2. Statement of the Related Art
It is a well-known fact that a helmet can serve as an impact resistant body against an object falling down from a high place or an object coming flying. However, when the impact force is large, it is impossible in many cases that the helmet, when used alone, softens said impact force.
It is now a known fact that, in general, an impact resistant body against an object falling down from a high place or an object coming flying at a high speed is provided by bonding ceramics to a plate of a high-strength fiber-reinforced plastic (referred to hereinafter as ACM). Moreover, a technique for bonding a ceramic plate having a curved surface to an ACM plate having a curved surface has been used in Japan and abroad in the field of a bullet-resistant plate for a bulletproof vest or the like. The present applicant filed a Japanese patent application (JP-A-8-192,497) as to this technique.
However, a helmet has a three-dimensional curved outer surface which varies continuously, and when ceramic chips are fixed directly on said outer surface, it is desirable to make the back surface shapes of the ceramic chips identical with the outer surface shape of the helmet. However, it is actually impossible in the economical and technical aspects to prepare a ceramic molding having such a shape. On the other hand, even when it is intended to prepare several kinds of ceramic chips so as to fit the outer surface of the helmet and fix them on the helmet, such portions that the ceramic chips do not fit the outer surface of the helmet are caused on the helmet and spaces are formed among the ceramic chips and between the ceramic chip and the helmet, resulting in decrease of bullet resistance. Therefore, it is necessary to improve this point. Furthermore, once ceramic chips are fixed on the helmet, it is difficult to remove the ceramic chips, and even when there is no risk of an object falling down from a high place or an object coming flying at a high speed at all, it has been always necessary to wear a heavy weight ceramic-fixed helmet.
The present inventors have accomplished a composite helmet excellent in impact resistance by mounting or fixing a hollow molding having an external, truncated pyramid or cone shape on the outer surface of a helmet body composed of a plastic or a metal, and, if necessary, further fixing ceramic chips on the whole or a part of the surface of the hollow molding. That is, the composite helmet has no spaces among the ceramic chips and between the ceramic chip and the hollow molding and in the composite helmet, even when the helmet receives a strong impact force, the impact force applied to the helmet body composed of a plastic or a metal is softened because the breaking energy thereof is transmitted to the helmet body through the hollow molding or the ceramic-fixed hollow molding, and simultaneously the helmet is effectively prevented from being bulged inside. In addition, the present inventors have accomplished a weight-saved composite helmet by using a hollow molding having an external, truncated, bisymmetric pyramid or pseudocone shape for making the external shape of the hollow molding more approximate to the external shape of the helmet body.

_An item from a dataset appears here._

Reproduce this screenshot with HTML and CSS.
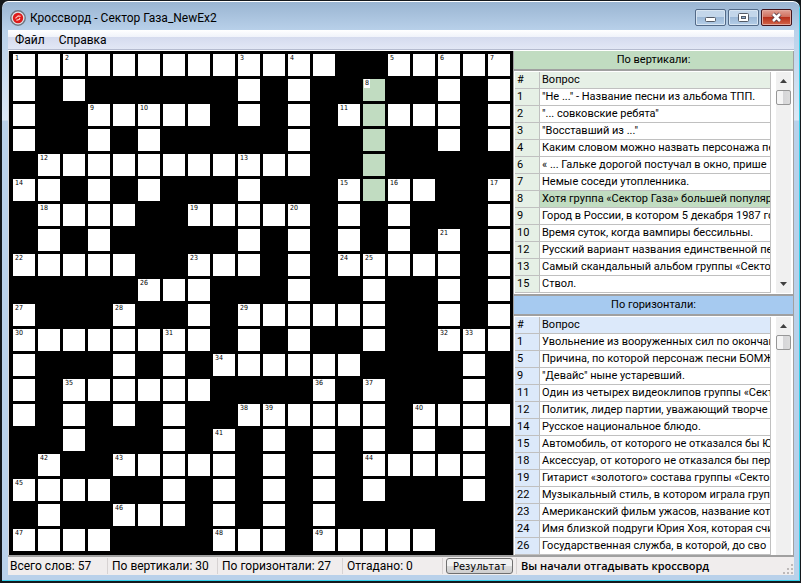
FILE: index.html
```html
<!DOCTYPE html>
<html lang="ru">
<head>
    <meta charset="UTF-8">
    <meta name="viewport" content="width=device-width, initial-scale=1.0">
    <title>Кроссворд - Сектор Газа_NewEx2</title>
    <link rel="stylesheet" href="styles.css">
</head>
<body>
    <div class="window">
        <header class="titlebar">
            <svg class="app-icon" viewBox="0 0 16 16" aria-hidden="true">
                <circle cx="8" cy="8" r="7.2" fill="#dfe3e8" stroke="#6f7680" stroke-width="1.4"/>
                <circle cx="8" cy="8" r="5.2" fill="#dd1b1b"/>
                <path d="M5.4 8.4 8.2 5.8 10.6 6.4M6.4 10.4 9.4 9.4 9.8 7.8" fill="none" stroke="#ffc4bb" stroke-width="1.2"/>
            </svg>
            <h1 class="title">Кроссворд - Сектор Газа_NewEx2</h1>
            <div class="window-buttons">
                <button type="button" class="win-btn" aria-label="Свернуть">
                    <svg width="13" height="11" viewBox="0 0 13 11"><rect x="1.5" y="5.5" width="10" height="4" rx="1" fill="#fff" stroke="#535a66"/></svg>
                </button>
                <button type="button" class="win-btn" aria-label="Развернуть">
                    <svg width="13" height="11" viewBox="0 0 13 11"><rect x="1.5" y="1.5" width="10" height="8" rx="1" fill="#fff" stroke="#535a66"/><rect x="4.5" y="4.5" width="4" height="2" fill="#8fb0d2" stroke="#535a66"/></svg>
                </button>
                <button type="button" class="win-btn close" aria-label="Закрыть">
                    <svg width="13" height="11" viewBox="0 0 13 11"><path d="M3 2 10 9M10 2 3 9" stroke="#5a3a42" stroke-width="4.4"/><path d="M3 2 10 9M10 2 3 9" stroke="#fff" stroke-width="2.6"/></svg>
                </button>
            </div>
        </header>

        <div class="client">
            <nav class="menu">
                <button type="button">Файл</button>
                <button type="button">Справка</button>
            </nav>

            <main class="content">
                <div class="board" id="board"></div>

                <div class="clues">
                    <section class="panel down">
                        <h2>По вертикали:</h2>
                        <div class="list">
                            <div class="questions">
                                <table>
                                    <thead>
                                        <tr><th class="num">#</th><th>Вопрос</th></tr>
                                    </thead>
                                    <tbody>
                                        <tr><td>1</td><td>"Не ..." - Название песни из альбома ТПП.</td></tr>
                                        <tr><td>2</td><td>"... совковские ребята"</td></tr>
                                        <tr><td>3</td><td>"Восставший из ..."</td></tr>
                                        <tr><td>4</td><td>Каким словом можно назвать персонажа песн</td></tr>
                                        <tr><td>6</td><td>« ... Гальке дорогой постучал в окно, прише</td></tr>
                                        <tr><td>7</td><td>Немые соседи утопленника.</td></tr>
                                        <tr class="selected"><td>8</td><td>Хотя группа «Сектор Газа» большей популяр</td></tr>
                                        <tr><td>9</td><td>Город в России, в котором 5 декабря 1987 го</td></tr>
                                        <tr><td>10</td><td>Время суток, когда вампиры бессильны.</td></tr>
                                        <tr><td>12</td><td>Русский вариант названия единственной пес</td></tr>
                                        <tr><td>13</td><td>Самый скандальный альбом группы «Сектор</td></tr>
                                        <tr><td>15</td><td>Ствол.</td></tr>
                                    </tbody>
                                </table>
                            </div>
                            <div class="scroll">
                                <button type="button" class="arrow" aria-label="Вверх"><svg width="7" height="4" viewBox="0 0 7 4"><path d="M0 4 3.5 0 7 4z" fill="#404040"/></svg></button>
                                <div class="thumb"></div>
                                <button type="button" class="arrow bottom" aria-label="Вниз"><svg width="7" height="4" viewBox="0 0 7 4"><path d="M0 0 3.5 4 7 0z" fill="#404040"/></svg></button>
                            </div>
                        </div>
                    </section>

                    <section class="panel across">
                        <h2>По горизонтали:</h2>
                        <div class="list">
                            <div class="questions">
                                <table>
                                    <thead>
                                        <tr><th class="num">#</th><th>Вопрос</th></tr>
                                    </thead>
                                    <tbody>
                                        <tr><td>1</td><td>Увольнение из вооруженных сил по окончан</td></tr>
                                        <tr><td>5</td><td>Причина, по которой персонаж песни БОМЖ</td></tr>
                                        <tr><td>9</td><td>"Девайс" ныне устаревший.</td></tr>
                                        <tr><td>11</td><td>Один из четырех видеоклипов группы «Сект</td></tr>
                                        <tr><td>12</td><td>Политик, лидер партии, уважающий творче</td></tr>
                                        <tr><td>14</td><td>Русское национальное блюдо.</td></tr>
                                        <tr><td>15</td><td>Автомобиль, от которого не отказался бы Ю</td></tr>
                                        <tr><td>18</td><td>Аксессуар, от которого не отказался бы пер</td></tr>
                                        <tr><td>19</td><td>Гитарист «золотого» состава группы «Секто</td></tr>
                                        <tr><td>22</td><td>Музыкальный стиль, в котором играла групп</td></tr>
                                        <tr><td>23</td><td>Американский фильм ужасов, название кото</td></tr>
                                        <tr><td>24</td><td>Имя близкой подруги Юрия Хоя, которая счи</td></tr>
                                        <tr><td>26</td><td>Государственная служба, в которой, до сво</td></tr>
                                    </tbody>
                                </table>
                            </div>
                            <div class="scroll">
                                <button type="button" class="arrow" aria-label="Вверх"><svg width="7" height="4" viewBox="0 0 7 4"><path d="M0 4 3.5 0 7 4z" fill="#404040"/></svg></button>
                                <div class="thumb"></div>
                            </div>
                        </div>
                    </section>
                </div>
            </main>

            <footer class="status">
                <span class="part words">Всего слов: 57</span>
                <span class="part">По вертикали: 30</span>
                <span class="part wide">По горизонтали: 27</span>
                <span class="part last">Отгадано: 0</span>
                <button type="button" class="result">Результат</button>
                <span class="message">Вы начали отгадывать кроссворд</span>
                <svg class="grip" width="11" height="11" viewBox="0 0 11 11" aria-hidden="true"><path d="M8 0h2v2h-2zM4 4h2v2h-2zM8 4h2v2h-2zM0 8h2v2h-2zM4 8h2v2h-2zM8 8h2v2h-2z" fill="#bdb9b9"/></svg>
            </footer>
        </div>
    </div>
    <script src="board.js"></script>
</body>
</html>
```
FILE: styles.css
```css
* {
    box-sizing: border-box;
}
body {
    margin: 0;
    background-color: #14181c;
    font-family: Roboto, "DejaVu Sans Condensed", sans-serif;
    font-size: 11px;
    color: #000;
}
button {
    font-family: inherit;
    font-size: inherit;
    color: inherit;
}
.window {
    display: flex;
    flex-direction: column;
    min-height: 100vh;
    padding: 0 6px 6px;
    border: 1px solid #14181c;
    border-left-width: 2px;
    border-bottom-width: 2px;
    border-radius: 8px 8px 0 0;
    background: linear-gradient(#99b4d1, #b9d1ea 30px, #dce8f5 119px, #b9d1ea 120px);
    box-shadow: inset 0 1px #fff, inset -1px -1px #35d0ea;
}

/* Заголовок окна */
.titlebar {
    display: flex;
    align-items: center;
    height: 29px;
    padding: 4px 2px 0 2px;
}
.app-icon {
    width: 16px;
    height: 16px;
}
.title {
    flex: 1;
    margin: 0 0 0 4px;
    font-size: 12px;
    font-weight: normal;
}
.window-buttons {
    display: flex;
    gap: 2px;
}
.win-btn {
    display: flex;
    align-items: center;
    justify-content: center;
    width: 31px;
    height: 17px;
    padding: 0;
    border: 1px solid #536a88;
    border-radius: 2px;
    background: linear-gradient(#c3d6ea 50%, #9db9d7 50%, #b5cee8);
    box-shadow: inset 0 0 0 1px #d8e5f2;
}
.close {
    border-color: #43141c;
    background: linear-gradient(#e0a195, #cf6a58 50%, #b8311c 50%, #d4664a);
    box-shadow: inset 0 0 0 1px #e3a89c;
}

.client {
    display: flex;
    flex-direction: column;
    flex: 1;
}
.menu {
    display: flex;
    height: 20px;
    border-bottom: 1px solid #b5bbcf;
    background: linear-gradient(#fff, #f0f3fa 7px, #d5dbee 7px, #e2e7f5);
    font-size: 12px;
}
.menu button {
    padding: 0 7px;
    border: none;
    background: none;
}
.content {
    display: flex;
    flex: 1;
    border-top: 1px solid #fff;
    border-bottom: 2px solid #a0a0a0;
    background-color: #000;
}

/* Поле кроссворда */
.board {
    display: grid;
    grid-template-columns: repeat(20, 22px);
    grid-auto-rows: 22px;
    gap: 3px;
    padding: 3px 3px 4px 4px;
    border-left: 1px solid #d8d8d8;
    align-content: start;
}
.cell {
    position: relative;
    background-color: #fff;
}
.cell label {
    position: absolute;
    top: 0;
    left: 1px;
    padding: 0 1px;
    background-color: #fff;
    font-family: "DejaVu Sans Condensed", sans-serif;
    font-size: 7px;
    line-height: 9px;
}
.cell input {
    display: block;
    width: 100%;
    height: 100%;
    padding: 0;
    border: none;
    background: none;
    text-align: center;
    text-transform: uppercase;
}
.cell.active {
    background-color: #c1dcc1;
}

/* Списки вопросов */
.clues {
    display: flex;
    flex-direction: column;
    flex: 1;
    min-width: 0;
    border-left: 1px solid #a0a0a0;
    background-color: #fff;
}
.panel h2 {
    margin: 0;
    height: 20px;
    border-right: 1px solid #a0a0a0;
    border-bottom: 2px solid #a0a0a0;
    font-size: 11px;
    font-weight: normal;
    line-height: 18px;
    text-align: center;
}
.down h2 {
    background-color: #c1dcc1;
}
.across h2 {
    background-color: #a6caf0;
}
.across {
    display: flex;
    flex-direction: column;
    flex: 1;
    border-top: 2px solid #a0a0a0;
}
.list {
    display: flex;
    gap: 5px;
    padding: 1px 2px 1px 1px;
    border-right: 1px solid #a0a0a0;
}
.across .list {
    flex: 1;
    padding-bottom: 0;
}
.questions {
    flex: 1;
    min-width: 0;
}
.questions table {
    width: 100%;
    table-layout: fixed;
    border-collapse: separate;
    border-spacing: 0;
}
.questions th,
.questions td {
    height: 17px;
    padding: 0 0 0 2px;
    border-right: 1px solid #c0c0c0;
    border-bottom: 1px solid #c0c0c0;
    font-weight: normal;
    line-height: 16px;
    text-align: left;
    white-space: nowrap;
    overflow: hidden;
}
.questions .num {
    width: 25px;
}
.down th,
.down td:first-child {
    background-color: #e6f0e6;
}
.across th,
.across td:first-child {
    background-color: #dce9fa;
}
.selected td:last-child {
    background-color: #c1dcc1;
}
.scroll {
    display: flex;
    flex-direction: column;
    width: 15px;
    background-color: #f0f0f0;
}
.arrow {
    display: flex;
    align-items: center;
    justify-content: center;
    height: 18px;
    padding: 0;
    border: none;
    background: none;
}
.bottom {
    margin-top: auto;
}
.thumb {
    height: 15px;
    border: 1px solid #979797;
    border-radius: 2px;
    background: linear-gradient(to right, #f5f5f5 50%, #d6d6d8 50%, #dcdcdc);
}

/* Строка состояния */
.status {
    display: flex;
    align-items: center;
    height: 18px;
    background-color: #f0eded;
    font-size: 12px;
    line-height: 18px;
    white-space: nowrap;
}
.part {
    width: 110px;
    padding-left: 4px;
    border-right: 1px solid #d7d3d3;
    line-height: 16px;
}
.words {
    width: 100px;
    padding-left: 2px;
}
.wide {
    width: 125px;
}
.last {
    width: 100px;
}
.result {
    width: 67px;
    height: 16px;
    margin: 0 3px;
    padding: 0;
    border: 1px solid #707070;
    border-radius: 3px;
    background: linear-gradient(#f2f2f2 50%, #dcdcdc 50%, #cfcfcf);
    font-family: "DejaVu Sans Condensed", sans-serif;
    font-size: 11px;
    line-height: 13px;
}
.message {
    flex: 1;
    padding-left: 4px;
    border-left: 1px solid #d7d3d3;
    font-family: "Open Sans", sans-serif;
    font-size: 11px;
    font-weight: 600;
    line-height: 16px;
}
.grip {
    align-self: flex-end;
}
```
FILE: board.js
```js
// '.' - пустая клетка, 'o' - буква, 'x' - буква выбранного слова
const rows = [
    'ooooooooooooo..ooooo',
    'o.o......o.o..x..o.o',
    'o..ooooo.o.o.oxooo.o',
    'o..o.o.....o..x..o.o',
    '.ooooooooooo..x.....',
    'oo.o.o...o...oxoo..o',
    '.oooo..ooooo.o.o...o',
    '.o.o.....o.o.o.o.o.o',
    'ooooo..ooo.o.ooooo.o',
    '.....ooo...o..o..o.o',
    'o...o..o.oooooo..o.o',
    'oooooooo.o.o..o..ooo',
    'o...o.o.oooooo....o.',
    'o.oooooo....o.o...o.',
    'o.o.o.o..oooooo.oooo',
    '..o...o.o.o.o.o.o.o.',
    '.o..ooooo.o.o.ooooo.',
    'oooo..o.o.o.o.o...o.',
    '.o..ooo.o.o.o.......',
    'oooo....ooo.ooooo...'
];

// номера слов: 'строка-столбец'
const numbers = [
    '0-0', '0-2', '0-9', '0-11', '0-15', '0-17', '0-19', '1-14', '2-3', '2-5',
    '2-13', '4-1', '4-9', '5-0', '5-13', '5-15', '5-19', '6-1', '6-7', '6-11',
    '7-17', '8-0', '8-7', '8-13', '8-14', '9-5', '10-0', '10-4', '10-9', '11-0',
    '11-6', '11-17', '11-18', '12-8', '13-2', '13-12', '13-14', '14-9', '14-10', '14-16',
    '15-8', '16-1', '16-4', '16-14', '17-0', '18-4', '19-0', '19-8', '19-12'
];

const board = document.getElementById('board');

rows.forEach(function (row, r) {
    row.split('').forEach(function (type, c) {
        const cell = document.createElement('div');
        if (type !== '.') {
            const id = 'c' + r + '-' + c;
            const number = numbers.indexOf(r + '-' + c) + 1;
            cell.className = type === 'x' ? 'cell active' : 'cell';

            const input = document.createElement('input');
            input.type = 'text';
            input.id = id;
            input.maxLength = 1;
            input.setAttribute('aria-label', 'Строка ' + (r + 1) + ', столбец ' + (c + 1));
            cell.appendChild(input);

            if (number) {
                const label = document.createElement('label');
                label.htmlFor = id;
                label.innerText = number;
                cell.appendChild(label);
            }
        }
        board.appendChild(cell);
    });
});
```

According to this invention, there is provided a composite helmet which comprises a helmet body composed of a plastic or a metal and a hollow molding having an external, truncated pyramid or cone shape mounted or fixed detachably or undetachably on the outer surface of the helmet body.
According to this invention, there is further provided a composite helmet which comprises a helmet body composed of a plastic or a metal and a ceramic-fixed hollow molding having an external, truncated pyramid or cone shape mounted or fixed on the outer surface of the helmet body, wherein the ceramic chips are fixed on the whole or a part of the surface of the hollow molding.
The composite helmet of this invention is preferably characterized in that the hollow molding is of such a type that at least two kinds of starting hollow moldings having different truncated pyramid or cone shapes are put one on another and integrally bonded to one another so as to make the integrated boundary surface smooth and make the external shape of the resulting hollow molding more similar to the external shape of the helmet body. Moreover, the other preferable composite helmet of this invention is characterized in that the above hollow molding is of such a type that in order to make the external shape of the resulting hollow molding much more similar to the external shape of the helmet body, a part of the starting hollow molding is cut off vertically to the base of the pyramid or cone in a certain width along the center line of the base so that the center line comes to the center of the width and the two divisions remaining after the cutting off are integrally bonded to each other to allow the resulting hollow molding to have a truncated, bisymmetric, pyramid or pseudocone shape.